Reproduce each line exactly, including spacing and punctuation.

------------

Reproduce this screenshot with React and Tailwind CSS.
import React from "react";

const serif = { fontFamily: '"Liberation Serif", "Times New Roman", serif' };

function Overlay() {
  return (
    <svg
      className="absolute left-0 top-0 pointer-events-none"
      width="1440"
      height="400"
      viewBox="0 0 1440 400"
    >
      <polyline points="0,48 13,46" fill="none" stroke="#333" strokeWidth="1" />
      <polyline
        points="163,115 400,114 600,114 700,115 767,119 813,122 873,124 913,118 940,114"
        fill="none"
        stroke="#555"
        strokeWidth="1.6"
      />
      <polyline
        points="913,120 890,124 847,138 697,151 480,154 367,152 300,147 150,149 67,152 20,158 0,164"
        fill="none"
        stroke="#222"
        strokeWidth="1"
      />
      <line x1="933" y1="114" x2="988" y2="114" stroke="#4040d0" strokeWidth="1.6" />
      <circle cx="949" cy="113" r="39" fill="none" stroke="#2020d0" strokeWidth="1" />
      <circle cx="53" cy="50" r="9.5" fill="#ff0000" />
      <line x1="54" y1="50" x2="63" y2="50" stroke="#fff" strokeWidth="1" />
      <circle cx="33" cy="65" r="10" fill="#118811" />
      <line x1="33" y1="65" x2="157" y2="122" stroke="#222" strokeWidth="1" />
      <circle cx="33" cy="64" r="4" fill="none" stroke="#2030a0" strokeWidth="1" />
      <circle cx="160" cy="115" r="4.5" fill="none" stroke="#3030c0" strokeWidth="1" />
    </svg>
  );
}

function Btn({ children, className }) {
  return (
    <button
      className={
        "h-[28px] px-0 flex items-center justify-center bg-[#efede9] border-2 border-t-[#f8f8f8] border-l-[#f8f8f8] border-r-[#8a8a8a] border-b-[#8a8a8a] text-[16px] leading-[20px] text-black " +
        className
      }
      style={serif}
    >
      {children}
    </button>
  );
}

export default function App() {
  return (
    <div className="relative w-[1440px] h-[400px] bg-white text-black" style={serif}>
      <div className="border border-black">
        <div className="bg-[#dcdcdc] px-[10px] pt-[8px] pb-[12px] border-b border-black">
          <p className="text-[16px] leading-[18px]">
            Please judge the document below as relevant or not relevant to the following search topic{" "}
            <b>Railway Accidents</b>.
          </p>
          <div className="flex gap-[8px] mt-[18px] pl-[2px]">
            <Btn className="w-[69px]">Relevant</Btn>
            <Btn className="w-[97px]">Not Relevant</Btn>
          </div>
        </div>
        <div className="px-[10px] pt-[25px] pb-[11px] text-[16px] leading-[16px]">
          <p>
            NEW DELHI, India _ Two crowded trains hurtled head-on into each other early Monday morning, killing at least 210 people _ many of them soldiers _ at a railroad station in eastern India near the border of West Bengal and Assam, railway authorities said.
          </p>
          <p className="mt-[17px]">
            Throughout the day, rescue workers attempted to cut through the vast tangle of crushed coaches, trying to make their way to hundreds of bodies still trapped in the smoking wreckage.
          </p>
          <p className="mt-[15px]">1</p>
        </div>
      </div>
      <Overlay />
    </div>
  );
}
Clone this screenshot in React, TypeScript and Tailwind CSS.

------------

● The result
Reproduce this screenshot with React and Tailwind CSS.
import React from "react";

const serif = { fontFamily: '"Liberation Serif", "Times New Roman", serif' };

function Overlay() {
  return (
    <svg
      className="absolute left-0 top-0 pointer-events-none"
      width="1440"
      height="400"
      viewBox="0 0 1440 400"
    >
      <polyline points="0,48 13,46" fill="none" stroke="#333" strokeWidth="1" />
      <polyline
        points="163,115 400,114 600,114 700,115 767,119 813,122 873,124 913,118 940,114"
        fill="none"
        stroke="#555"
        strokeWidth="1.6"
      />
      <polyline
        points="913,120 890,124 847,138 697,151 480,154 367,152 300,147 150,149 67,152 20,158 0,164"
        fill="none"
        stroke="#222"
        strokeWidth="1"
      />
      <line x1="933" y1="114" x2="988" y2="114" stroke="#4040d0" strokeWidth="1.6" />
      <circle cx="949" cy="113" r="39" fill="none" stroke="#2020d0" strokeWidth="1" />
      <circle cx="53" cy="50" r="9.5" fill="#ff0000" />
      <line x1="54" y1="50" x2="63" y2="50" stroke="#fff" strokeWidth="1" />
      <circle cx="33" cy="65" r="10" fill="#118811" />
      <line x1="33" y1="65" x2="157" y2="122" stroke="#222" strokeWidth="1" />
      <circle cx="33" cy="64" r="4" fill="none" stroke="#2030a0" strokeWidth="1" />
      <circle cx="160" cy="115" r="4.5" fill="none" stroke="#3030c0" strokeWidth="1" />
    </svg>
  );
}

function Btn({ children, className }) {
  return (
    <button
      className={
        "h-[28px] px-0 flex items-center justify-center bg-[#efede9] border-2 border-t-[#f8f8f8] border-l-[#f8f8f8] border-r-[#8a8a8a] border-b-[#8a8a8a] text-[16px] leading-[20px] text-black " +
        className
      }
      style={serif}
    >
      {children}
    </button>
  );
}

export default function App() {
  return (
    <div className="relative w-[1440px] h-[400px] bg-white text-black" style={serif}>
      <div className="border border-black">
        <div className="bg-[#dcdcdc] px-[10px] pt-[8px] pb-[12px] border-b border-black">
          <p className="text-[16px] leading-[18px]">
            Please judge the document below as relevant or not relevant to the following search topic{" "}
            <b>Railway Accidents</b>.
          </p>
          <div className="flex gap-[8px] mt-[18px] pl-[2px]">
            <Btn className="w-[69px]">Relevant</Btn>
            <Btn className="w-[97px]">Not Relevant</Btn>
          </div>
        </div>
        <div className="px-[10px] pt-[25px] pb-[11px] text-[16px] leading-[16px]">
          <p>
            NEW DELHI, India _ Two crowded trains hurtled head-on into each other early Monday morning, killing at least 210 people _ many of them soldiers _ at a railroad station in eastern India near the border of West Bengal and Assam, railway authorities said.
          </p>
          <p className="mt-[17px]">
            Throughout the day, rescue workers attempted to cut through the vast tangle of crushed coaches, trying to make their way to hundreds of bodies still trapped in the smoking wreckage.
          </p>
          <p className="mt-[15px]">1</p>
        </div>
      </div>
      <Overlay />
    </div>
  );
}
Clone this screenshot in React, TypeScript and Tailwind CSS.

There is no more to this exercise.